"We are focused on educating lawmakers and the broader policy community about why the individual mandate and defined open enrollment periods are essential to achieving broad participation in the marketplaces," Robert Zirkelbach, spokesman for America's Health Insurance Plans, a major industry lobbying group, told TPM. "Without these enrollment incentives, many young, healthy people may wait to purchase coverage until they need it, driving up premiums for everyone else."
The problem, according to the industry, is that an extended enrollment period could skew their calculations for 2015 premiums. Here's why.
Right now, insurers need to submit 2015 rates to the U.S. Department of Health and Human Services between April 1 and April 30, 2014. If the enrollment period ends in March, as currently scheduled, insurers will know exactly what their customer base looks like as they make projections about their 2015 rates.
But if people can still sign up after March 31, either while or after insurers are making those calculations, it creates a few problems.
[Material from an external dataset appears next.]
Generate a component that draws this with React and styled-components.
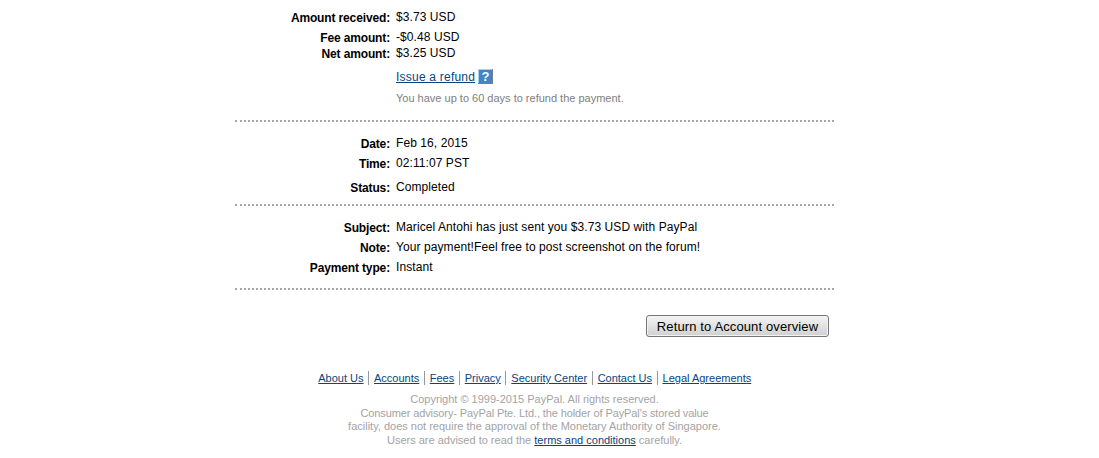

Here's the big one: Most experts assume that young and healthy people -- who are crucial to making the law's finances work by offsetting the costs of sicker and older enrollees -- are more likely to wait till the last possible moment or until they get sick to sign up for insurance.
If that's true and they can't be accounted for when insurers are projecting their 2015 rates because of extended enrollment, that could lead to an older and sicker pool when those calculations for 2015 are being made. That would likely increase rates. And generally, the uncertainty about the pools could cause insurers to err on the side of caution.
"We think it's important for everyone to understand that the individual mandate is critical to making the insurance reforms work and to ensuring affordable coverage for consumers," the Blue Cross/Blue Shield Association said in a statement to TPM ."Unless everyone is covered, the reforms included in this law fundamentally do not work. An extension of the open enrollment season is effectively a delay of the individual mandate, with the same serious consequences for consumers."
As AHIP put it in a separate statement issued after the senators' Friday letter, an extension "could have a destabilizing effect on insurance markets, resulting in higher premiums and coverage disruptions for individuals and families."
"Moreover, if these vital enrollment incentives were to change, the premiums health plans filed for next year would have to increase to account for fewer young and healthy people signing up for coverage. Extending the open enrollment period could also cause significant uncertainly and instability in 2015 premium rates as health plans would have to start submitting premiums to regulators before knowing who is enrolled in their insurance plans."
Administration officials have told TPM that they aren't currently considering extending enrollment. But the concern within the insurance industry is that calls for an extension from more lawmakers, especially Democratic ones, will increase pressure on the administration to act. So the industry sees their lobbying effort an important way to preempt that pressure.